Show each line of the data below that has the string "page" in it.
>> Begin Data shown
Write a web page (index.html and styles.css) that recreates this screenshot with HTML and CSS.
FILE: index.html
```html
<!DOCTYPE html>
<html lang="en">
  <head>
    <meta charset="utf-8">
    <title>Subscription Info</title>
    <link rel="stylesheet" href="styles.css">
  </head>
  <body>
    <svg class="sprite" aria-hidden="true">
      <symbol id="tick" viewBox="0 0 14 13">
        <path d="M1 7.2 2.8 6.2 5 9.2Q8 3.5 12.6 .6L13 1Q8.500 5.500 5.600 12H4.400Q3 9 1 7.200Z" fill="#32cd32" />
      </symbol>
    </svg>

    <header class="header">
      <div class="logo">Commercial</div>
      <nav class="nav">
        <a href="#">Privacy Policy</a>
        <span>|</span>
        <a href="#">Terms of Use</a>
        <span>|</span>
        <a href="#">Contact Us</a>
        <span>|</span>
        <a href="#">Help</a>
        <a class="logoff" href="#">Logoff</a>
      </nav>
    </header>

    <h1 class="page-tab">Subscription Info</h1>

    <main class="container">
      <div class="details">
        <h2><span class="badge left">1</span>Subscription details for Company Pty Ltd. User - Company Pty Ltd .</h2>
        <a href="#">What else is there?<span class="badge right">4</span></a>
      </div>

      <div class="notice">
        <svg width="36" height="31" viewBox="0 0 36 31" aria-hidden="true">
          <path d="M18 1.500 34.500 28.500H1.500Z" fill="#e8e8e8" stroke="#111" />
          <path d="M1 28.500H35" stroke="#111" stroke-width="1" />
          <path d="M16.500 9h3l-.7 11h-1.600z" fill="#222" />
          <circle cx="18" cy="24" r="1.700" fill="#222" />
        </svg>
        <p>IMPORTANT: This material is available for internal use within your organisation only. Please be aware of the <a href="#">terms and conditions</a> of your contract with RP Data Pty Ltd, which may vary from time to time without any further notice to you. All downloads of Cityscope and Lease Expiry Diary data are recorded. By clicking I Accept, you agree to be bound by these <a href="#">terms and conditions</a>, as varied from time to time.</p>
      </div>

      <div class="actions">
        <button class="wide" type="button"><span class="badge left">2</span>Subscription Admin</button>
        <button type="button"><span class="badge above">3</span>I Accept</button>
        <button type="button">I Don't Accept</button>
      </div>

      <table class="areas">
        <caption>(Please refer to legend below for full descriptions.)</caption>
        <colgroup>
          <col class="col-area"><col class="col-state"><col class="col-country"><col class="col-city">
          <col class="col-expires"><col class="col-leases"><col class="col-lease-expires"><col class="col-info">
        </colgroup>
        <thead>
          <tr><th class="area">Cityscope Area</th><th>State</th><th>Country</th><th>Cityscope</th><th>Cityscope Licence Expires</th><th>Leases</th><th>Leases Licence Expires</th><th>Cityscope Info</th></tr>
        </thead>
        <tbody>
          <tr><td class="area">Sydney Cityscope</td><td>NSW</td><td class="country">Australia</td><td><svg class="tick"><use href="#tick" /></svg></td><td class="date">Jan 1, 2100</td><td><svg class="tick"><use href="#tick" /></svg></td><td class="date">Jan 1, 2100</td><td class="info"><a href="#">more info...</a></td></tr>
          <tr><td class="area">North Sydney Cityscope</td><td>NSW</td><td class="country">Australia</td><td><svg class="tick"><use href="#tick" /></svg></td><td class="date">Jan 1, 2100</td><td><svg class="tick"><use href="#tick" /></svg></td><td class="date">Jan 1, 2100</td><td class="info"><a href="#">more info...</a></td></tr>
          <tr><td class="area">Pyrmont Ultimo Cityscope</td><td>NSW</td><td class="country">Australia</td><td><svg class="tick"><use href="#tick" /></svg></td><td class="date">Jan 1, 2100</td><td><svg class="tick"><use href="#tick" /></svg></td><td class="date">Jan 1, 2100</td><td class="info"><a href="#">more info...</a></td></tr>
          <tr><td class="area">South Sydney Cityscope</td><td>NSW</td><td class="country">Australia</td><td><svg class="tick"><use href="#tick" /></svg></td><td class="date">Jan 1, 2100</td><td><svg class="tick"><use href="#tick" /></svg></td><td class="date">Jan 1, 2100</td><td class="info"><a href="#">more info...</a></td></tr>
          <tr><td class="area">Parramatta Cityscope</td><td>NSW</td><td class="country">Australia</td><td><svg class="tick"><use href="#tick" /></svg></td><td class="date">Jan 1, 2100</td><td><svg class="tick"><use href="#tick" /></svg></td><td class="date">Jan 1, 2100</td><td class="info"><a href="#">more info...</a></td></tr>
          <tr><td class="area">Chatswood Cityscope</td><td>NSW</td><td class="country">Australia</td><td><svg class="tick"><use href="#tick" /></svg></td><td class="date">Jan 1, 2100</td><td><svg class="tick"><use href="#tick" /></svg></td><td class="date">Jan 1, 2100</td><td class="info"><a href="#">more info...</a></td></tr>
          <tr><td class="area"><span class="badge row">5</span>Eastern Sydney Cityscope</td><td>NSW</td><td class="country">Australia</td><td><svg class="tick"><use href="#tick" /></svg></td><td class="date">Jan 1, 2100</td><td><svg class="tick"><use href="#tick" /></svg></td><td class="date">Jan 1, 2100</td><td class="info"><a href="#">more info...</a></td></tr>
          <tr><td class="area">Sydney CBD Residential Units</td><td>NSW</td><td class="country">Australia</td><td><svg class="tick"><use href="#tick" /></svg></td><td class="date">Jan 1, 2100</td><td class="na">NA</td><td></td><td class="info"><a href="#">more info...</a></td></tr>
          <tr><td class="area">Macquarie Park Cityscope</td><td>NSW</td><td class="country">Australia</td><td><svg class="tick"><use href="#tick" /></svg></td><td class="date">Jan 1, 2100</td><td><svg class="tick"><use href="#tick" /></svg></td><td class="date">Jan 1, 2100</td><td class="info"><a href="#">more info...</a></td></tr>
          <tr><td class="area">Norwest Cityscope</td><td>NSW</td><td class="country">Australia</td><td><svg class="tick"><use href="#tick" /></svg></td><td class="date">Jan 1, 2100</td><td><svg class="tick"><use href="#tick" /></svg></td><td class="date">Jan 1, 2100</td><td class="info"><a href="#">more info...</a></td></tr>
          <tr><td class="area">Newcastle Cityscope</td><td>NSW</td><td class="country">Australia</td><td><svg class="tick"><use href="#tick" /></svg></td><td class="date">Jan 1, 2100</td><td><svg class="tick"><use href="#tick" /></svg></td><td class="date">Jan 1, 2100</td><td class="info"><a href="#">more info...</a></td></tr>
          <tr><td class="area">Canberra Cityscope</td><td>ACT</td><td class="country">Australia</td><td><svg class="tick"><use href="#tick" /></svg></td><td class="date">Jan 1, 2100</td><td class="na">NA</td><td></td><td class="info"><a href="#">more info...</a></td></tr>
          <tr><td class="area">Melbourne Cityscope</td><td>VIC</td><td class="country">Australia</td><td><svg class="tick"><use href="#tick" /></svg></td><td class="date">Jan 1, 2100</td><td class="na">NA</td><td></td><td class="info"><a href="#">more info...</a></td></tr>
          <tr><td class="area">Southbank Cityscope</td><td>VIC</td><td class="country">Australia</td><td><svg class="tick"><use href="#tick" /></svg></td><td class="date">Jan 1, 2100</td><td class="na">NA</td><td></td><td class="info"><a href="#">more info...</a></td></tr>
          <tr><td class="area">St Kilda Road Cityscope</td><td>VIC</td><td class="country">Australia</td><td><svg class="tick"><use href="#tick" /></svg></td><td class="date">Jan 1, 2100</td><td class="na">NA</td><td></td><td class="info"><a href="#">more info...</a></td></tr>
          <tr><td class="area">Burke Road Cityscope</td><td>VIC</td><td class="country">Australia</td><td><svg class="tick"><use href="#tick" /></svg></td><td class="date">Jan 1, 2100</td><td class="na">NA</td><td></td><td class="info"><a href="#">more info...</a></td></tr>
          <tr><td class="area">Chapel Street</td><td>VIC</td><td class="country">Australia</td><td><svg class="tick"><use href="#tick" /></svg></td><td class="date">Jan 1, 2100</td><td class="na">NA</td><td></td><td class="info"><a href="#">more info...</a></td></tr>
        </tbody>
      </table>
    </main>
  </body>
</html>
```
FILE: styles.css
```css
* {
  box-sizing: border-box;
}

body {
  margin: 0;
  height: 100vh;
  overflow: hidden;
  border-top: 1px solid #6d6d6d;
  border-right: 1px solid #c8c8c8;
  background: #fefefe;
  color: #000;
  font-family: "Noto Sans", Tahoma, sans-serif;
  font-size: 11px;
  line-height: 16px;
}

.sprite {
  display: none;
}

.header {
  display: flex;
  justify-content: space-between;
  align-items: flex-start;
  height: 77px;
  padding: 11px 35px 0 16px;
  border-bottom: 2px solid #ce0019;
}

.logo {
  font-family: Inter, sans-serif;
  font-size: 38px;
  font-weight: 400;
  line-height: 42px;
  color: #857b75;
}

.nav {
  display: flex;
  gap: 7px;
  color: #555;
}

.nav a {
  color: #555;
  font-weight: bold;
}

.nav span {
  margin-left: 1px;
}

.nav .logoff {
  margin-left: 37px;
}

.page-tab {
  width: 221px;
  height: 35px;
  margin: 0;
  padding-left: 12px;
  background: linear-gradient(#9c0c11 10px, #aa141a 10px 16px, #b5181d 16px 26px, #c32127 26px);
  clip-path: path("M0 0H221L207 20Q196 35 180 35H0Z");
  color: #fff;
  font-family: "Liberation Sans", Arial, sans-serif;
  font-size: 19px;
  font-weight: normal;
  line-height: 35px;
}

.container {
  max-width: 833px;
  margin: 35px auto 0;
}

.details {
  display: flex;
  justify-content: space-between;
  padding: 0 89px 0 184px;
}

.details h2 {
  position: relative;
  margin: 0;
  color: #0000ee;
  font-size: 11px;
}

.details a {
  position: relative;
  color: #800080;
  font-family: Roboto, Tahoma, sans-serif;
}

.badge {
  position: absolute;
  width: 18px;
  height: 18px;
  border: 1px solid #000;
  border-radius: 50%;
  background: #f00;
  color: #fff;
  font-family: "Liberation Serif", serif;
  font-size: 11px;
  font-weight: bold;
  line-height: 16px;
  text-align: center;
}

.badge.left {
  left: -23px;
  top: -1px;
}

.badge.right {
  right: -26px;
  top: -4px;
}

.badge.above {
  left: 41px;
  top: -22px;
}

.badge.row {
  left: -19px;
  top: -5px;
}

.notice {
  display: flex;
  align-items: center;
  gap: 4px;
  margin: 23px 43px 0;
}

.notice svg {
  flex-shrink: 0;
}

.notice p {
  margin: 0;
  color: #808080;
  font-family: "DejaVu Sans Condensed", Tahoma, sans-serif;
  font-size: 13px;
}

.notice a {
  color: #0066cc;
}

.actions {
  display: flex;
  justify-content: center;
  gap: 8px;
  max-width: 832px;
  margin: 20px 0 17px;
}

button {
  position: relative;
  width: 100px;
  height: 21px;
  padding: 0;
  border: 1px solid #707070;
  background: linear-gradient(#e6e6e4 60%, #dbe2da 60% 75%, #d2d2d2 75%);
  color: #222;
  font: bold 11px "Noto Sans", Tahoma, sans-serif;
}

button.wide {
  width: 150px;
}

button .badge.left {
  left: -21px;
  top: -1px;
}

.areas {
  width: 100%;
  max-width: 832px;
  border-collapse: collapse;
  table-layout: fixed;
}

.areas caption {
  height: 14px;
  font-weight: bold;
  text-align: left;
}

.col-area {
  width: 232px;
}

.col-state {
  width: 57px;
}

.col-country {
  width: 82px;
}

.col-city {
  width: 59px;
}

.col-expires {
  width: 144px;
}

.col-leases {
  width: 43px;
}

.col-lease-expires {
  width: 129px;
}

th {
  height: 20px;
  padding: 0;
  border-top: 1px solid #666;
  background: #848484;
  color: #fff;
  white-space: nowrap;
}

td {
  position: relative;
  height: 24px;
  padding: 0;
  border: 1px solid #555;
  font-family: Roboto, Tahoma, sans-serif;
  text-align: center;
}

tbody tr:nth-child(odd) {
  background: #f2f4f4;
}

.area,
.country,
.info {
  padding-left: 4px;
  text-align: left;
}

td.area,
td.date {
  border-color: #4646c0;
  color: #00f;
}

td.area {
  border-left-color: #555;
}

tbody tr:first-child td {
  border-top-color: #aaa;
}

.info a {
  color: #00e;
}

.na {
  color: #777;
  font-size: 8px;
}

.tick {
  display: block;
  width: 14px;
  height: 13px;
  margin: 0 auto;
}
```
>> End Data shown
>> Begin Data shown
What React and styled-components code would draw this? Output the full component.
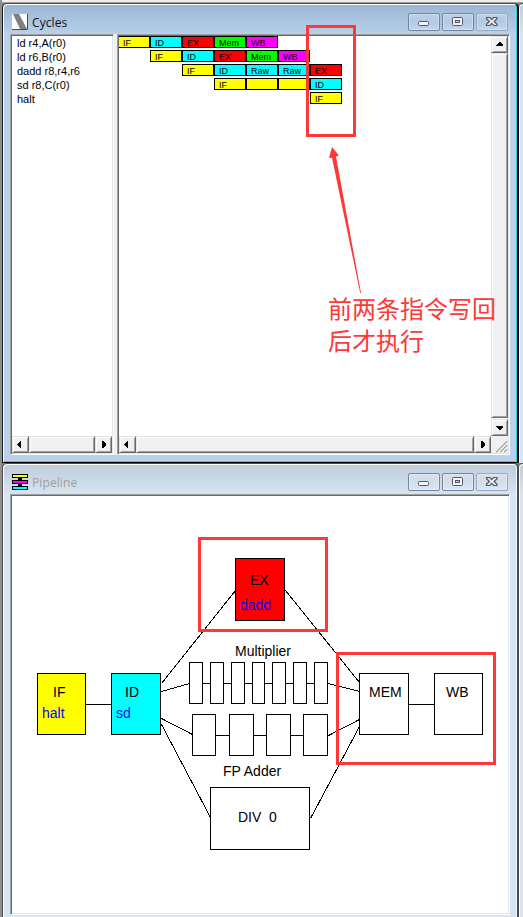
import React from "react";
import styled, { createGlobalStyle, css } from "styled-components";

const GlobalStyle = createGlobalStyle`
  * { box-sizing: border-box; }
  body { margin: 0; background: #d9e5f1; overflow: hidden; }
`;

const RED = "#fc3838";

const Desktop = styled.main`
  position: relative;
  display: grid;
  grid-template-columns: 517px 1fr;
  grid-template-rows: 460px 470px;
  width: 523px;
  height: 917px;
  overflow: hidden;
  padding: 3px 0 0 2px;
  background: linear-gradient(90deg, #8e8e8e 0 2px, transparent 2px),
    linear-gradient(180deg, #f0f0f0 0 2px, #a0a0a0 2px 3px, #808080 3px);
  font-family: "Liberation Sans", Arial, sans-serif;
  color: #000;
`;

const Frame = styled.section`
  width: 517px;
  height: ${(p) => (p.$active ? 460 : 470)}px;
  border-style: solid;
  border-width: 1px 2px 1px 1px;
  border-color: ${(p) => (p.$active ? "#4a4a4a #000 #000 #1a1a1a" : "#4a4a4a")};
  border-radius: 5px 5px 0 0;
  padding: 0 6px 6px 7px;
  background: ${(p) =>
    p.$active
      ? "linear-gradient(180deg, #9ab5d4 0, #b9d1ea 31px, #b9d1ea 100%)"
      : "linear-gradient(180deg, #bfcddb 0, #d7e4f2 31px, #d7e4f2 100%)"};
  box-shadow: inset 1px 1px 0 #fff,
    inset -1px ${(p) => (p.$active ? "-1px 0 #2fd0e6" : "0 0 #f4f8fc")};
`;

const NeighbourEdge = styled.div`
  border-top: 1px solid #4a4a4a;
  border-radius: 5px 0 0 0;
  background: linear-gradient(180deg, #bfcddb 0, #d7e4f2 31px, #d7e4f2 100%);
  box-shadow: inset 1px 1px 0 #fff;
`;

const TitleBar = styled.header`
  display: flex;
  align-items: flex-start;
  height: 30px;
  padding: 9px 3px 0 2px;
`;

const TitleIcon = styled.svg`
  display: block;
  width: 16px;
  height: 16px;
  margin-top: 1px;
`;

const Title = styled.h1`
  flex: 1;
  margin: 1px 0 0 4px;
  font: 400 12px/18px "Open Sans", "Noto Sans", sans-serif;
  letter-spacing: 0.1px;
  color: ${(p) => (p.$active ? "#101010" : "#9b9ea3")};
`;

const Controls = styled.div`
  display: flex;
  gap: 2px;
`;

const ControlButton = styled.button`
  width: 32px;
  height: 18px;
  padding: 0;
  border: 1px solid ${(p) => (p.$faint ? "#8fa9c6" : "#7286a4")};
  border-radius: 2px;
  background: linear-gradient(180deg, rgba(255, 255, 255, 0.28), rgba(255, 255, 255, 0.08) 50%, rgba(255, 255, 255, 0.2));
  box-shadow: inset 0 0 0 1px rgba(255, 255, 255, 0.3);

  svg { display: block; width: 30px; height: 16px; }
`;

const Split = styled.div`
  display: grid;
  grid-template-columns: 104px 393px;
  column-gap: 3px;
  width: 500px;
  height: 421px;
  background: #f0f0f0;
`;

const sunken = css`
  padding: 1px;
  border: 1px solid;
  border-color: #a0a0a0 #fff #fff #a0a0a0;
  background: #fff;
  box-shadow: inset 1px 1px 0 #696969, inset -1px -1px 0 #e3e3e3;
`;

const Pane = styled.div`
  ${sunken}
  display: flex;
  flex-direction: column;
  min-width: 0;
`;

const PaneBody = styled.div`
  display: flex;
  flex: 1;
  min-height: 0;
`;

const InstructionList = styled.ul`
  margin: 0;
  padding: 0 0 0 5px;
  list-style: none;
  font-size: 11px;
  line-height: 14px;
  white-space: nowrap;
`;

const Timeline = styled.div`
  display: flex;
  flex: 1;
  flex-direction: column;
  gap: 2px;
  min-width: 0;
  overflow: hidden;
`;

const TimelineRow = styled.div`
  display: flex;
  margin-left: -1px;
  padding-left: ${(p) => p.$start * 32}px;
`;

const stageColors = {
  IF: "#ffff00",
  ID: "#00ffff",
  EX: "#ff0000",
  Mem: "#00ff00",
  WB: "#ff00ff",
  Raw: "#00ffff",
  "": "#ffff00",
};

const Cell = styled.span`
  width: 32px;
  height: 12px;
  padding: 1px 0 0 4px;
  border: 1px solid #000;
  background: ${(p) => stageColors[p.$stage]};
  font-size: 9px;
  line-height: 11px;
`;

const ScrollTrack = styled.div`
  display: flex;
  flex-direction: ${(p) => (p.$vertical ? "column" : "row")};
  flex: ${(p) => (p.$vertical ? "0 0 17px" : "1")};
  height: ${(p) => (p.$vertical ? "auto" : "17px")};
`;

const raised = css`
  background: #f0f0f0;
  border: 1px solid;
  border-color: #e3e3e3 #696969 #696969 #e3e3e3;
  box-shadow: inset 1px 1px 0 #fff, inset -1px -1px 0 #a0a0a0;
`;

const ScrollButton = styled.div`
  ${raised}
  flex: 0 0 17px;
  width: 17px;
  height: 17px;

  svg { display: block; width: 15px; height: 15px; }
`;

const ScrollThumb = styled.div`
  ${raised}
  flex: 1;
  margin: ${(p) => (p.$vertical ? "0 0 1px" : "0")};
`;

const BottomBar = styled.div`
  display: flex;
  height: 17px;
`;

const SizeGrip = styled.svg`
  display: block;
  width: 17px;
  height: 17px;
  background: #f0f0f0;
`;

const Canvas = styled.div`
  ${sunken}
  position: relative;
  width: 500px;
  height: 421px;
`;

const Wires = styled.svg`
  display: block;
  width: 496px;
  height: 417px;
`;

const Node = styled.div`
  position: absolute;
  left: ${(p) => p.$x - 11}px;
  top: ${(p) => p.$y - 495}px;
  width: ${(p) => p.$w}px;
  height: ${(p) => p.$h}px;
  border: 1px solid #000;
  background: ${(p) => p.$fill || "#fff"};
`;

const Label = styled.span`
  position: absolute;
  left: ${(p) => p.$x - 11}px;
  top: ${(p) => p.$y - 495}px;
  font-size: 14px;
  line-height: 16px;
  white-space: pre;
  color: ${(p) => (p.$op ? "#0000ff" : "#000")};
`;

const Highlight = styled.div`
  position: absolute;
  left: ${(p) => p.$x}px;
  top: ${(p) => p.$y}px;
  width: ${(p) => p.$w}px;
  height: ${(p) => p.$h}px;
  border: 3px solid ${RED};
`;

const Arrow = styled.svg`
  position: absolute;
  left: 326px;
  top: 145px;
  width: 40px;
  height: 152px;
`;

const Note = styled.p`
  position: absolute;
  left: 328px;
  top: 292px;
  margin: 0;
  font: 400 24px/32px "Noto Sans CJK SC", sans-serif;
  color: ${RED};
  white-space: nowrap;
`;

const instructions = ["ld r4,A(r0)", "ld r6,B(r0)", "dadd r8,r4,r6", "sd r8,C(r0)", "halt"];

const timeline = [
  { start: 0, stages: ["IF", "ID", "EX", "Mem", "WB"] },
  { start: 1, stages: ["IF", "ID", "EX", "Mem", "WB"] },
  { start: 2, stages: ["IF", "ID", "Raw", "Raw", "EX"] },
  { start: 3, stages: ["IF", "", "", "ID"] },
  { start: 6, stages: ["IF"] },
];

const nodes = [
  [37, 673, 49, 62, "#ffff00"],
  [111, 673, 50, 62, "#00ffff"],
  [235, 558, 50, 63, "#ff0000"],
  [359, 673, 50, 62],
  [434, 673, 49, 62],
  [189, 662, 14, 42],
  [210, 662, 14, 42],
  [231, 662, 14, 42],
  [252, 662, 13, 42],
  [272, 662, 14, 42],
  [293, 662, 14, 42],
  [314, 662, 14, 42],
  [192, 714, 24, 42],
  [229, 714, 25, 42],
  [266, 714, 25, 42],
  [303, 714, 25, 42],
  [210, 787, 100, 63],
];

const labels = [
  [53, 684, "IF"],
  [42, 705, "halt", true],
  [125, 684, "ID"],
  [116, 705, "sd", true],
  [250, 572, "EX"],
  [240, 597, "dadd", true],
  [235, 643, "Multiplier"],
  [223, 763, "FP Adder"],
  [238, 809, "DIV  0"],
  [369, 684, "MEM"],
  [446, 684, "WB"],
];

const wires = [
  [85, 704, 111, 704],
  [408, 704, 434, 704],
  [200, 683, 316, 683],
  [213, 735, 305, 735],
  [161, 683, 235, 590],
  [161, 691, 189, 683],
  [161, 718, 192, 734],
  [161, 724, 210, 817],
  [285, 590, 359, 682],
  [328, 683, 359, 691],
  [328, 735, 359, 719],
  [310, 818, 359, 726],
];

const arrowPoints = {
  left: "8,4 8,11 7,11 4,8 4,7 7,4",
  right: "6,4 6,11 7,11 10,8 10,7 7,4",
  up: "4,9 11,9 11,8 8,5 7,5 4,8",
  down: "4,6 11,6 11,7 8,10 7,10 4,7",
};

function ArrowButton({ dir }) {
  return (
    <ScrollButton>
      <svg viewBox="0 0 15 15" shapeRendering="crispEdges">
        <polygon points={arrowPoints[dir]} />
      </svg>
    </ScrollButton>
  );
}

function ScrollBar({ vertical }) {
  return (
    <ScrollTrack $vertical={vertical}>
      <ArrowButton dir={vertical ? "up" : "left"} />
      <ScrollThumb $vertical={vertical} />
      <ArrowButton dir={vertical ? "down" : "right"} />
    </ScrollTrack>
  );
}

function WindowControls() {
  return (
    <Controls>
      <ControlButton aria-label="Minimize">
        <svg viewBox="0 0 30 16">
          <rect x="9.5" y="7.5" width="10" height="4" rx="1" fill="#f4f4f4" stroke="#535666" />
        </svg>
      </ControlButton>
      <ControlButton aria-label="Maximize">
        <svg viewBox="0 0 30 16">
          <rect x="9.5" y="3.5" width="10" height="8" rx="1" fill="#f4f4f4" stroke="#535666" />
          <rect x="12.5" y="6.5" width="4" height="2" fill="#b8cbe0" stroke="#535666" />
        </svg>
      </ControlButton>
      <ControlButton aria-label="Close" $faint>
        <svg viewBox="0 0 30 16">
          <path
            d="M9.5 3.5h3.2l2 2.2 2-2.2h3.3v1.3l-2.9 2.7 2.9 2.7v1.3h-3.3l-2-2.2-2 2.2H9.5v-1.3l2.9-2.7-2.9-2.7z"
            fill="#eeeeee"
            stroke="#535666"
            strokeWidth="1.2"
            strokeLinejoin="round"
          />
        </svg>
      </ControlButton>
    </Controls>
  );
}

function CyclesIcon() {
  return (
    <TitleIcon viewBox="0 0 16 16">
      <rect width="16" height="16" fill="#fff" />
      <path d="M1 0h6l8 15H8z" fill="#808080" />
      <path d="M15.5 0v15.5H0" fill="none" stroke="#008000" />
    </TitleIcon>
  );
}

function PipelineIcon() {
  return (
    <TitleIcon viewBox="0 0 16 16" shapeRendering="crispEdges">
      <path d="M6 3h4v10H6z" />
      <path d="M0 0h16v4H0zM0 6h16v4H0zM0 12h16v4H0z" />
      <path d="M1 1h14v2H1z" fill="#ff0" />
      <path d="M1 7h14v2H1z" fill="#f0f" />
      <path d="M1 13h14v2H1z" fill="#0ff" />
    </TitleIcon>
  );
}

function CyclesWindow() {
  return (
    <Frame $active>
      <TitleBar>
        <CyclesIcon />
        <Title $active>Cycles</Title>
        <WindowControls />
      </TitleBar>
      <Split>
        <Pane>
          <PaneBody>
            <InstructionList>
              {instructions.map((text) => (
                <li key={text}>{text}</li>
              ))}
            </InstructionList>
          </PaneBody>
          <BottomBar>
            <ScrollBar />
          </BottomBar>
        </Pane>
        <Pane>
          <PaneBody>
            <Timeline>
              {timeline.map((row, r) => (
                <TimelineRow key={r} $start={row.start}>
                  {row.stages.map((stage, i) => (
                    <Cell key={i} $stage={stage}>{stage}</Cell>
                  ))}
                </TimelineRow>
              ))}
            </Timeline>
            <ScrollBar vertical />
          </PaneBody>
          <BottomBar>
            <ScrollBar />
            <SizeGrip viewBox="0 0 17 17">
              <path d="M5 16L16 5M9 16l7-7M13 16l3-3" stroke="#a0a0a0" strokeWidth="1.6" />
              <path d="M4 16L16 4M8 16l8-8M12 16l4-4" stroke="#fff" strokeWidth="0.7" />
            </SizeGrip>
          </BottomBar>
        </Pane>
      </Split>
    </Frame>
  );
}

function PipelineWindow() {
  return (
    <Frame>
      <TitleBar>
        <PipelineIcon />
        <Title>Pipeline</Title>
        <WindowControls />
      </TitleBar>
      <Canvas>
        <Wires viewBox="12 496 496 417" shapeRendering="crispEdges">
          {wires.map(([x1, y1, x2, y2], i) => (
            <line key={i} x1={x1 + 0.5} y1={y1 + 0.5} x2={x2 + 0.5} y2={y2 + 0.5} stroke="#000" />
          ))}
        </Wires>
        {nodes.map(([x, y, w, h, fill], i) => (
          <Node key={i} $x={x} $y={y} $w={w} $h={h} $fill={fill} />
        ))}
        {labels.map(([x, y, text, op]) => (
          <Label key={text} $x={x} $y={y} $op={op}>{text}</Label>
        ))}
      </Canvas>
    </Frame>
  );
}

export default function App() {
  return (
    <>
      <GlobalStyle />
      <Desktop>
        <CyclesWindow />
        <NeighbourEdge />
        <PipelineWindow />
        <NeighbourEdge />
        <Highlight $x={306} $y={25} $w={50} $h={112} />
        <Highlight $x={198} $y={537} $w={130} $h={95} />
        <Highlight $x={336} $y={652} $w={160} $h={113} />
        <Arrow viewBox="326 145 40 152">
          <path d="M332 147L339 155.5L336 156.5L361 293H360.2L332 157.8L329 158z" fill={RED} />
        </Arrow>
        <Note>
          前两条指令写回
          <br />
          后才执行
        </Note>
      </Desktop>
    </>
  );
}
>> End Data shown
Right answer:
Write a web page (index.html and styles.css) that recreates this screenshot with HTML and CSS.
    <h1 class="page-tab">Subscription Info</h1>
.page-tab {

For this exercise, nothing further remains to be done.